Pictures stay out of the copy; restate everything else in the material exactly.
===== Supplied material
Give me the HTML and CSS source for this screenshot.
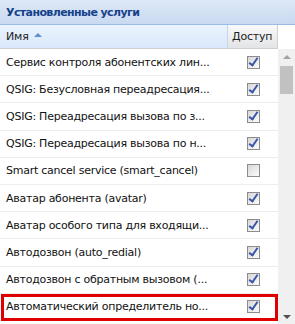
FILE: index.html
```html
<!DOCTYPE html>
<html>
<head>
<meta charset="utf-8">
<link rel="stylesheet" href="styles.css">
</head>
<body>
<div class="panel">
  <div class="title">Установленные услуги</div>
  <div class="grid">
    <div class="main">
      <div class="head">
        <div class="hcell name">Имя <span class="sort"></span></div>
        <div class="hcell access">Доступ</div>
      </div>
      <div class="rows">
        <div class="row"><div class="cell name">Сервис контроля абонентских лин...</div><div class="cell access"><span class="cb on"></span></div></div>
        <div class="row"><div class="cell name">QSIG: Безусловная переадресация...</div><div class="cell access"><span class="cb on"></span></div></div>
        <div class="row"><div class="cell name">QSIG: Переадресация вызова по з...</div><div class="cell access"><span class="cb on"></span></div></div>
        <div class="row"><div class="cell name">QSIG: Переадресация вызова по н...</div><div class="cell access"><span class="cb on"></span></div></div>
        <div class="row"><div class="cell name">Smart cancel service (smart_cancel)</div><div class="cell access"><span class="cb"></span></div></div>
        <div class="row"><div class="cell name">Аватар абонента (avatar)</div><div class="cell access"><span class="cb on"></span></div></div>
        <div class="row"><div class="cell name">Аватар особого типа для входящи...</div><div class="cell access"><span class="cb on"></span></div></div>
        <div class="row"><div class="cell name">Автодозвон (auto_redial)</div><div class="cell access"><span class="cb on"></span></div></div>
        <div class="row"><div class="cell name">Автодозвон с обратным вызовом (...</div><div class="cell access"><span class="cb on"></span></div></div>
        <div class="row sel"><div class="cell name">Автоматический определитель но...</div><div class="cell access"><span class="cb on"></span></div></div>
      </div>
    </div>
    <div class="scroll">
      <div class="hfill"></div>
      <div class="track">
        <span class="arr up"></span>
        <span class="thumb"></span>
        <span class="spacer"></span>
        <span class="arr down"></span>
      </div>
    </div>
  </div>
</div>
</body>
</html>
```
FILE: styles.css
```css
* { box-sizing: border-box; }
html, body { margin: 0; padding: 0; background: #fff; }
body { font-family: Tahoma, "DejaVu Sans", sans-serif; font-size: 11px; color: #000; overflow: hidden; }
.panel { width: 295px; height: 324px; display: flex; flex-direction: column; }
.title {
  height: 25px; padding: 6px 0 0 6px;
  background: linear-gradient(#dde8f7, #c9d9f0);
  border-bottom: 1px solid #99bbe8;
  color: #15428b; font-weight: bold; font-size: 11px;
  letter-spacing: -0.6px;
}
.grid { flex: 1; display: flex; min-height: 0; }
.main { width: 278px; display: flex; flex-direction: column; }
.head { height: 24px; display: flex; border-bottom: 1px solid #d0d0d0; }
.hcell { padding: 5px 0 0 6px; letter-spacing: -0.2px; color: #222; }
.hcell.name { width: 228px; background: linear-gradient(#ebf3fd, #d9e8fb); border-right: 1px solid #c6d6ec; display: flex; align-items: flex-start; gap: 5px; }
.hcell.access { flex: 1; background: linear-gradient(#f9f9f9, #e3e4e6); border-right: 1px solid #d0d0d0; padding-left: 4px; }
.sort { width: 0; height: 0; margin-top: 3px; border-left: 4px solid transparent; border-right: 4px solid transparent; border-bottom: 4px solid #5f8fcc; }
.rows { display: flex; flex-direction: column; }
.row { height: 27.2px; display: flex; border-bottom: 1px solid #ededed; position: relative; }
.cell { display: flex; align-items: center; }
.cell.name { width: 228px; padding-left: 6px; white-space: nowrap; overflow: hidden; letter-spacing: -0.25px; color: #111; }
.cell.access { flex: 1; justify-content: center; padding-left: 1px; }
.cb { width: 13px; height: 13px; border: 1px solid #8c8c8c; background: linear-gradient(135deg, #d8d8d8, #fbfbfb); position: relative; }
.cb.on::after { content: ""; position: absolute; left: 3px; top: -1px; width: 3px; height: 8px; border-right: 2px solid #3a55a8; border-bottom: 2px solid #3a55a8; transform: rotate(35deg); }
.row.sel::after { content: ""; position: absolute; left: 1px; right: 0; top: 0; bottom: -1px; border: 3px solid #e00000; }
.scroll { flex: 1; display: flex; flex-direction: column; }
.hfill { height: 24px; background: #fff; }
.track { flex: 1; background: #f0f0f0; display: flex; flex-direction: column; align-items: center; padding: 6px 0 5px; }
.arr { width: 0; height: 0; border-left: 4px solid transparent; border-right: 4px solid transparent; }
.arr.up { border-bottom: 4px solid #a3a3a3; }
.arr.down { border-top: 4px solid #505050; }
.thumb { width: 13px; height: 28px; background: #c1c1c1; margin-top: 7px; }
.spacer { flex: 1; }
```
==========
§ Final result:
Give me the HTML and CSS source for this screenshot.
FILE: index.html
```html
<!DOCTYPE html>
<html>
<head>
<meta charset="utf-8">
<link rel="stylesheet" href="styles.css">
</head>
<body>
<div class="panel">
  <div class="title">Установленные услуги</div>
  <div class="grid">
    <div class="main">
      <div class="head">
        <div class="hcell name">Имя <span class="sort"></span></div>
        <div class="hcell access">Доступ</div>
      </div>
      <div class="rows">
        <div class="row"><div class="cell name">Сервис контроля абонентских лин...</div><div class="cell access"><span class="cb on"></span></div></div>
        <div class="row"><div class="cell name">QSIG: Безусловная переадресация...</div><div class="cell access"><span class="cb on"></span></div></div>
        <div class="row"><div class="cell name">QSIG: Переадресация вызова по з...</div><div class="cell access"><span class="cb on"></span></div></div>
        <div class="row"><div class="cell name">QSIG: Переадресация вызова по н...</div><div class="cell access"><span class="cb on"></span></div></div>
        <div class="row"><div class="cell name">Smart cancel service (smart_cancel)</div><div class="cell access"><span class="cb"></span></div></div>
        <div class="row"><div class="cell name">Аватар абонента (avatar)</div><div class="cell access"><span class="cb on"></span></div></div>
        <div class="row"><div class="cell name">Аватар особого типа для входящи...</div><div class="cell access"><span class="cb on"></span></div></div>
        <div class="row"><div class="cell name">Автодозвон (auto_redial)</div><div class="cell access"><span class="cb on"></span></div></div>
        <div class="row"><div class="cell name">Автодозвон с обратным вызовом (...</div><div class="cell access"><span class="cb on"></span></div></div>
        <div class="row sel"><div class="cell name">Автоматический определитель но...</div><div class="cell access"><span class="cb on"></span></div></div>
      </div>
    </div>
    <div class="scroll">
      <div class="hfill"></div>
      <div class="track">
        <span class="arr up"></span>
        <span class="thumb"></span>
        <span class="spacer"></span>
        <span class="arr down"></span>
      </div>
    </div>
  </div>
</div>
</body>
</html>
```
FILE: styles.css
```css
* { box-sizing: border-box; }
html, body { margin: 0; padding: 0; background: #fff; }
body { font-family: Tahoma, "DejaVu Sans", sans-serif; font-size: 11px; color: #000; overflow: hidden; }
.panel { width: 295px; height: 324px; display: flex; flex-direction: column; }
.title {
  height: 25px; padding: 6px 0 0 6px;
  background: linear-gradient(#dde8f7, #c9d9f0);
  border-bottom: 1px solid #99bbe8;
  color: #15428b; font-weight: bold; font-size: 11px;
  letter-spacing: -0.6px;
}
.grid { flex: 1; display: flex; min-height: 0; }
.main { width: 278px; display: flex; flex-direction: column; }
.head { height: 24px; display: flex; border-bottom: 1px solid #d0d0d0; }
.hcell { padding: 5px 0 0 6px; letter-spacing: -0.2px; color: #222; }
.hcell.name { width: 228px; background: linear-gradient(#ebf3fd, #d9e8fb); border-right: 1px solid #c6d6ec; display: flex; align-items: flex-start; gap: 5px; }
.hcell.access { flex: 1; background: linear-gradient(#f9f9f9, #e3e4e6); border-right: 1px solid #d0d0d0; padding-left: 4px; }
.sort { width: 0; height: 0; margin-top: 3px; border-left: 4px solid transparent; border-right: 4px solid transparent; border-bottom: 4px solid #5f8fcc; }
.rows { display: flex; flex-direction: column; }
.row { height: 27.2px; display: flex; border-bottom: 1px solid #ededed; position: relative; }
.cell { display: flex; align-items: center; }
.cell.name { width: 228px; padding-left: 6px; white-space: nowrap; overflow: hidden; letter-spacing: -0.25px; color: #111; }
.cell.access { flex: 1; justify-content: center; padding-left: 1px; }
.cb { width: 13px; height: 13px; border: 1px solid #8c8c8c; background: linear-gradient(135deg, #d8d8d8, #fbfbfb); position: relative; }
.cb.on::after { content: ""; position: absolute; left: 3px; top: -1px; width: 3px; height: 8px; border-right: 2px solid #3a55a8; border-bottom: 2px solid #3a55a8; transform: rotate(35deg); }
.row.sel::after { content: ""; position: absolute; left: 1px; right: 0; top: 0; bottom: -1px; border: 3px solid #e00000; }
.scroll { flex: 1; display: flex; flex-direction: column; }
.hfill { height: 24px; background: #fff; }
.track { flex: 1; background: #f0f0f0; display: flex; flex-direction: column; align-items: center; padding: 6px 0 5px; }
.arr { width: 0; height: 0; border-left: 4px solid transparent; border-right: 4px solid transparent; }
.arr.up { border-bottom: 4px solid #a3a3a3; }
.arr.down { border-top: 4px solid #505050; }
.thumb { width: 13px; height: 28px; background: #c1c1c1; margin-top: 7px; }
.spacer { flex: 1; }
```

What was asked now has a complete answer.